The movie Soylent Green debuted when I was in high school. I identified less with the detective hero, played by Charlton Heston, than with his “book,” Sol Roth. An aged character portrayed by Edward G. Robinson (his valedictory role), Roth could read, research, and analyze, rare skills in the faraway future of 2022. What he learned during a murder investigation left him, shall we say, terminally depressed.
I thought back to Soylent Green while watching Planet of the Humans, a hundred-minute documentary executive-produced by Michael Moore. Seeking a wide audience in the midst of a pandemic likely to keep theaters indefinitely closed, Moore has posted the movie to YouTube, and you can view it free for the next thirty days.
Do I recommend it? Yes and no. Yes because it casts necessary scrutiny on the environmental movement millions of us look to for rescue from the horrors of climate change. No because it leaves you as depressed as Sol Roth.
Longtime Moore associate Jeff Gibbs made the low-budget but visually impressive film. His thesis is stark: alternative fuels are a fraud, and the only way to escape an ecologically-rooted societal collapse is to reduce population and consumption.
Planet of the Humans punctures the illusion that such widely-respected environmental champions as the Sierra Club, the Natural Resources Defense Council, the Nature Conservancy, Al Gore, and (oh most sacred of cows!) Bill McKibben know the path forward. Instead, Gibbs charges, environmental leadership has been co-opted by big money, literally buying into the lie that solar power, wind power, and biomass fuels are alternative sources of energy. All three, it turns out, depend heavily on fossil fuels to thrive, and biomass production—a euphemism for tree-cutting, mostly — represents a double whammy in that it not only spews carbon but deforests the earth, depriving us of a key tool for alleviating atmospheric CO₂.
I searched for a factual refutation of the movie’s premise. I even read the review at Breitbart (it came from the Associated Press). Evidently Gibbs’s argument is so tight it prodded Bill McKibben into renouncing his support for biomass energy after the movie premiered at a Michigan film festival. As for Al Gore, let’s just say he’s having an easier time ignoring inconvenient truths these days.
Like Soylent Green, Planet of the Humans is more about revelation than resolution.
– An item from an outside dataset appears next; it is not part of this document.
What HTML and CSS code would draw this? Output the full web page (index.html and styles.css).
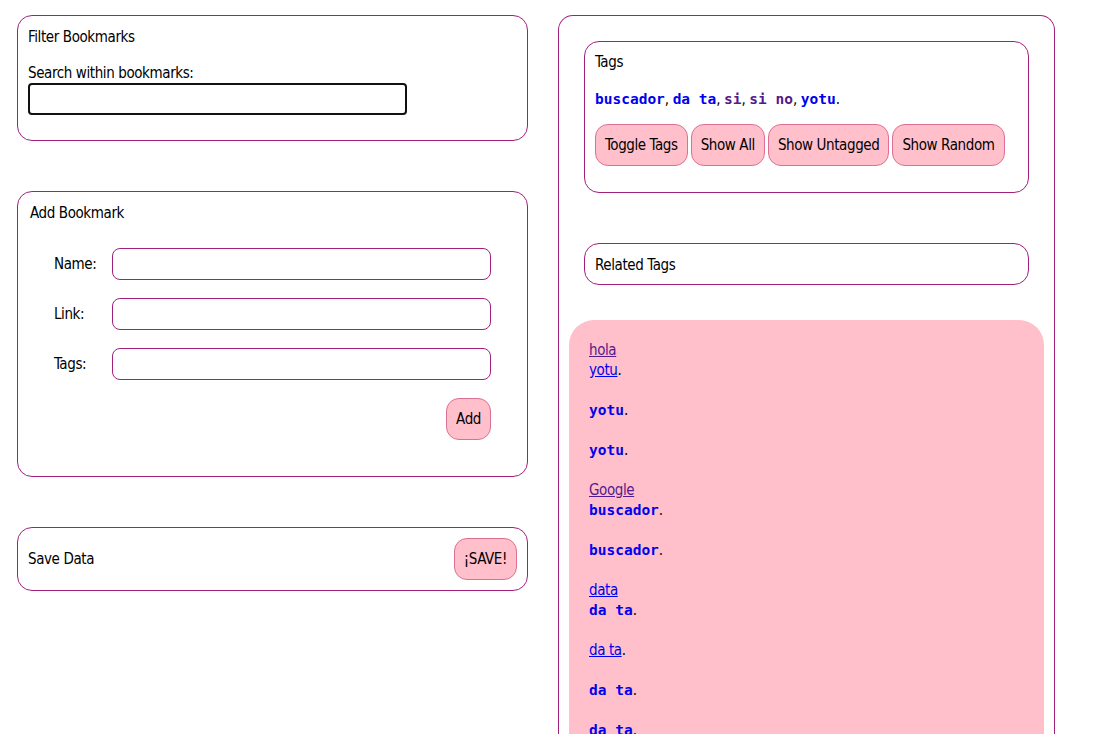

But halfway through, Skidmore College social psychologist Sheldon Solomon suggests a way out:
We don’t like that we’re gonna die someday, we don’t like that you can walk outside and get hit by a fuckin’ meteor. What humans beings did back in yesteryear is to envelop ourselves in culturally constructed belief systems . . . . Then the question is, well what happens when you bump into people who don’t share those beliefs? Whether you know it or not, whether you like it or not, that’s undermining the confidence with which you subscribe to your own views, and exposing you to the very anxiety that those beliefs were constructed to eradicate in the first place. If we’re to make progress, whatever that word means, or even to persist as a form of life, we’re gonna need to radically overhaul our basic conception of who and what we are and what it is that we value.
We are so screwed.
No doubt MAGAcrats will crow that Planet of the Humans proves environmentalism is a crock. But if anything makes us better than our brothers and sisters on the right, it’s that we’re willing to question our basic assumptions and change our opinions and behavior when evidence warrants. They refuse to question their bedrock assumptions — that free market fundamentalism solves all worldly problems and that prosperity-gospel Christianity is the formula for righteous life and immortality — and it’s killing us all.
Planet of the Humans ends with a quote from Rachel Carson: “Humankind is challenged, as it has never been challenged before, to prove its maturity and its mastery — not of nature, but of itself.” Sol Roth, I’m seeing myself in you more and more.